Other choices include pumpkin seeds and pine nuts — although these have very small amounts of omega-3 per serving, they are still a healthy option.
Beans are one of my top healthy foods to include in your diet regularly. And, here’s another reason to eat them regularly.
One cup of soybeans, navy beans, or kidney beans provides up to 1.0 gram of omega-3s. A serving of tofu (4 ounces) will also give you around 0.4 grams of omega-3s, so that is also a good, healthy option.
Fish is the obvious food for boosting your omega-3 levels, giving you around 2 grams of omega-3s for a 4 ounce serving of oily fish.
When cooking your fish, however, stay away from frying it, as this can alter the omega-3 fats. One study compared consumption of fried fish versus non-fried fish in relation to atherosclerosis risk. Surprisingly, they found that eating fried fish offered no health protection, even when the fish contained omega-3 fats.
Good choices include salmon, halibut, sardines, tuna, prawns, and mollusks.
Sunflower oil is so widely used these days in food manufacturing that most people have a higher intake of omega-6 to omega-3 fats in their diets.
This imbalance has the potential to restrict the conversion of omega-3 fats in your body, which is undesirable. The ideal balance is thought to be around three to four parts omega-6, to one of omega-3.
Oils to use regularly include, flaxseed oil, canola oil, soybean oil, walnut oil, wheatgerm oil, even extra virgin olive oil has smaller amounts of omega-3s.
When purchasing seed oils, go for cold pressed varieties, and don’t use flaxseed, olive or walnut oil in cooking, as they don’t withstand high temperatures well. These oils are, however, excellent choices for salad dressings, etc.
5. Fruit and Vegetables
Most people associate fish and oils with omega-3 fats, but don’t know that fruits and vegetables are also beneficial for providing smaller amounts of omega-3 fats.
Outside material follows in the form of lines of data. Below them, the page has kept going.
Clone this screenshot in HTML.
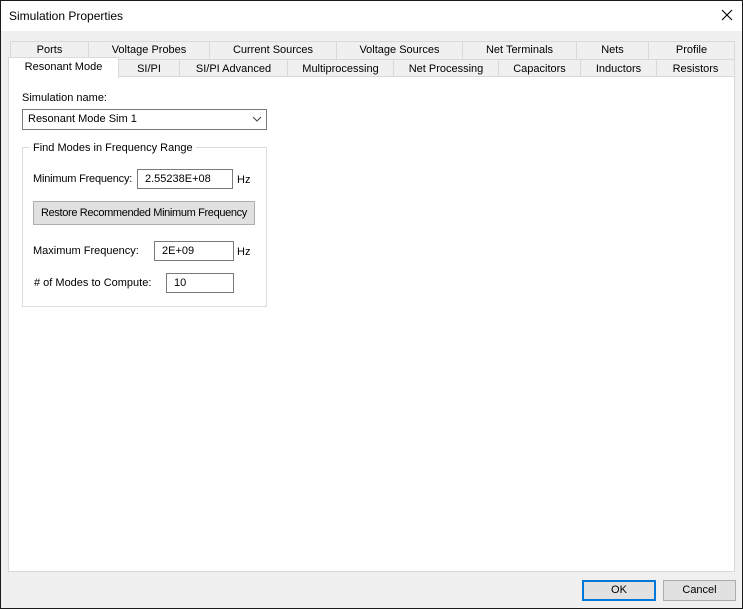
<!DOCTYPE html><html><head><style>
*{box-sizing:border-box;margin:0;padding:0}
body{width:743px;height:609px;position:relative;background:#f0f0f0;font-family:"Liberation Sans",sans-serif;font-size:11px;color:#000;overflow:hidden}
.a{position:absolute}
.win{left:0;top:0;width:743px;height:609px;border:1px solid #1a1a1a}
.title{left:1px;top:1px;width:741px;height:30px;background:#fff}
.tab{position:absolute;border:1px solid #d9d9d9;background:#f0f0f0;text-align:center;line-height:16px;font-size:11px;border-bottom:none}
.panel{left:8px;top:76px;width:727px;height:496px;background:#fff;border:1px solid #d9d9d9}
.in{position:absolute;border:1px solid #7a7a7a;background:#fff;padding-left:7px;line-height:18px}
.btn{position:absolute;background:#e1e1e1;border:1px solid #adadad;text-align:center}
</style></head><body>
<div class="a win"></div>
<div class="a title"></div>
<div class="a" style="left:9px;top:9px;font-size:12px">Simulation Properties</div>
<svg class="a" style="left:721px;top:9px" width="12" height="12"><path d="M1 1L11 11M11 1L1 11" stroke="#000" stroke-width="1.1"/></svg>

<div class="tab" style="left:10px;top:41px;width:79px;height:18px">Ports</div>
<div class="tab" style="left:88px;top:41px;width:122px;height:18px">Voltage Probes</div>
<div class="tab" style="left:209px;top:41px;width:128px;height:18px">Current Sources</div>
<div class="tab" style="left:336px;top:41px;width:127px;height:18px">Voltage Sources</div>
<div class="tab" style="left:462px;top:41px;width:115px;height:18px">Net Terminals</div>
<div class="tab" style="left:576px;top:41px;width:73px;height:18px">Nets</div>
<div class="tab" style="left:648px;top:41px;width:87px;height:18px">Profile</div>

<div class="tab" style="left:118px;top:59px;width:62px;height:18px;line-height:18px">SI/PI</div>
<div class="tab" style="left:179px;top:59px;width:109px;height:18px;line-height:18px">SI/PI Advanced</div>
<div class="tab" style="left:287px;top:59px;width:107px;height:18px;line-height:18px">Multiprocessing</div>
<div class="tab" style="left:393px;top:59px;width:106px;height:18px;line-height:18px">Net Processing</div>
<div class="tab" style="left:498px;top:59px;width:83px;height:18px;line-height:18px">Capacitors</div>
<div class="tab" style="left:580px;top:59px;width:77px;height:18px;line-height:18px">Inductors</div>
<div class="tab" style="left:656px;top:59px;width:79px;height:18px;line-height:18px">Resistors</div>
<div class="a panel"></div>
<div class="tab" style="left:8px;top:57px;width:111px;height:21px;background:#fff;line-height:18px;z-index:2">Resonant Mode</div>

<div class="a" style="left:22px;top:92px">Simulation name:</div>
<div class="in" style="left:22px;top:109px;width:245px;height:21px;padding-left:5px;line-height:19px">Resonant Mode Sim 1</div>
<svg class="a" style="left:252px;top:116px" width="10" height="6"><path d="M1 1L5 5L9 1" stroke="#444" fill="none"/></svg>

<div class="a" style="left:22px;top:147px;width:245px;height:160px;border:1px solid #dcdcdc"></div>
<div class="a" style="left:30px;top:142px;background:#fff;padding:0 3px">Find Modes in Frequency Range</div>
<div class="a" style="left:33px;top:173px;letter-spacing:-0.2px">Minimum Frequency:</div>
<div class="in" style="left:137px;top:169px;width:96px;height:20px">2.55238E+08</div>
<div class="a" style="left:237px;top:174px">Hz</div>
<div class="btn" style="left:33px;top:201px;width:222px;height:24px;line-height:22px;letter-spacing:-0.35px">Restore Recommended Minimum Frequency</div>
<div class="a" style="left:33px;top:245px">Maximum Frequency:</div>
<div class="in" style="left:154px;top:241px;width:80px;height:20px">2E+09</div>
<div class="a" style="left:237px;top:246px">Hz</div>
<div class="a" style="left:34px;top:277px"># of Modes to Compute:</div>
<div class="in" style="left:166px;top:273px;width:68px;height:20px">10</div>

<div class="btn" style="left:582px;top:580px;width:74px;height:21px;line-height:17px;border:2px solid #0078d7">OK</div>
<div class="btn" style="left:663px;top:580px;width:73px;height:21px;line-height:19px">Cancel</div>
</body></html>
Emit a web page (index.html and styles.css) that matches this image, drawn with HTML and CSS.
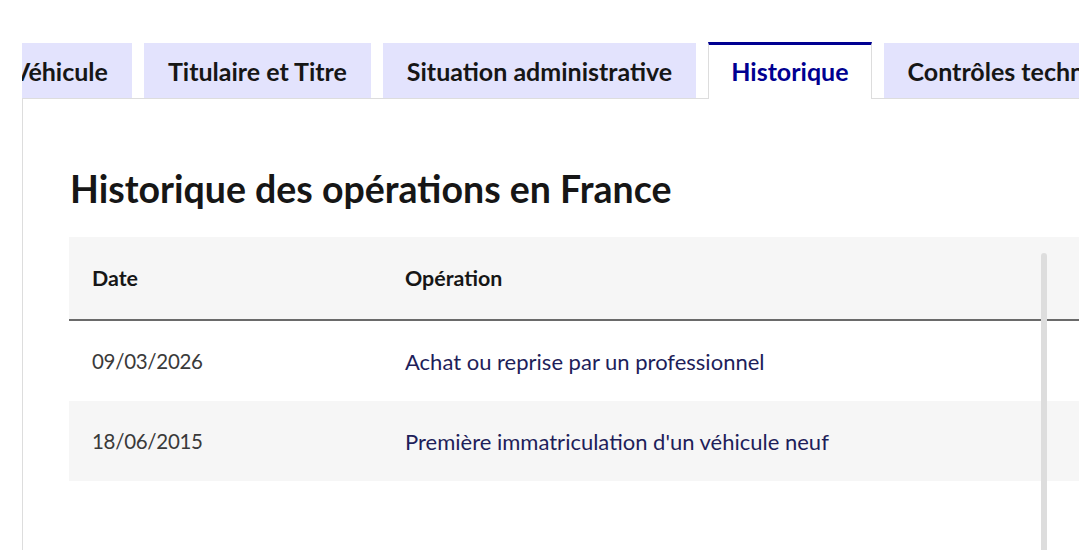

Some of the best options include leafy green vegetables like spinach, Chinese cabbage, and collard greens, but also squash, and cruciferous vegetables like broccoli and cauliflower.
For fruit, avocado, papaya, and even cantaloupe melon are good choices.
Eggs from chickens fed 10 to 20 percent flaxseed contain omega-3s — just check the label first, as not all eggs contain these fats.
Some foods have also been fortified by manufacturers, such as bread and fruit juice. Again, it will be marked on the label if the product contains omega-3
Another option is spirulina.
What about omega-3 supplements?
As with most nutrients, you are much better to get them directly from a food source, rather than popping a pill.
Okay, here a quick run down of some of the foods you should try to eat regularly to boost your omega-3 intake:
- Fish such as albacore tuna, salmon, sardines, mackerel, lake trout
- Oils such as flaxseed oil, soybean oil and walnut oil
- Nuts such as walnuts
- Soy nuts
- Seeds such as flaxseeds and pumpkin seeds
- Beans such as kidney beans, soybeans and navy beans
- Eggs from chickens fed flax and greens
- Summer and winter squash
- Leafy greens and coniferous vegetables
Here is a fun recipe you could begin using, if you aren’t sure what to do with flaxseeds. Each portion contains 1 gram of omega-3 fatty acids.
From The Flax Cookbook by Elaine Magee, MPH, RD (edited from here)
1 cup low-fat vanilla frozen yogurt
1/4 cup low-fat milk
1/4 cup strong decaf coffee, chilled (use caffeinated if you prefer)
1 cup ice cubes
2 tablespoons ground flaxseed
- Add all ingredients to your blender or food processor.
- Blend on highest speed until smooth (about 10 seconds). Scrape sides of blender, and blend again for five more seconds.
- Pour into two glasses and enjoy!
- Yield: 2 smoothies.
Nutritional Information: 157 calories, 7 grams protein, 4.5 grams fat (1.3 saturated fat, 1 grams monounsaturated fat, 1.9 grams polyunsaturated fat), 2.3 grams fiber. (Omega-3 fatty acids = 1.5 grams, omega-6 fatty acids = 0.4 gram.)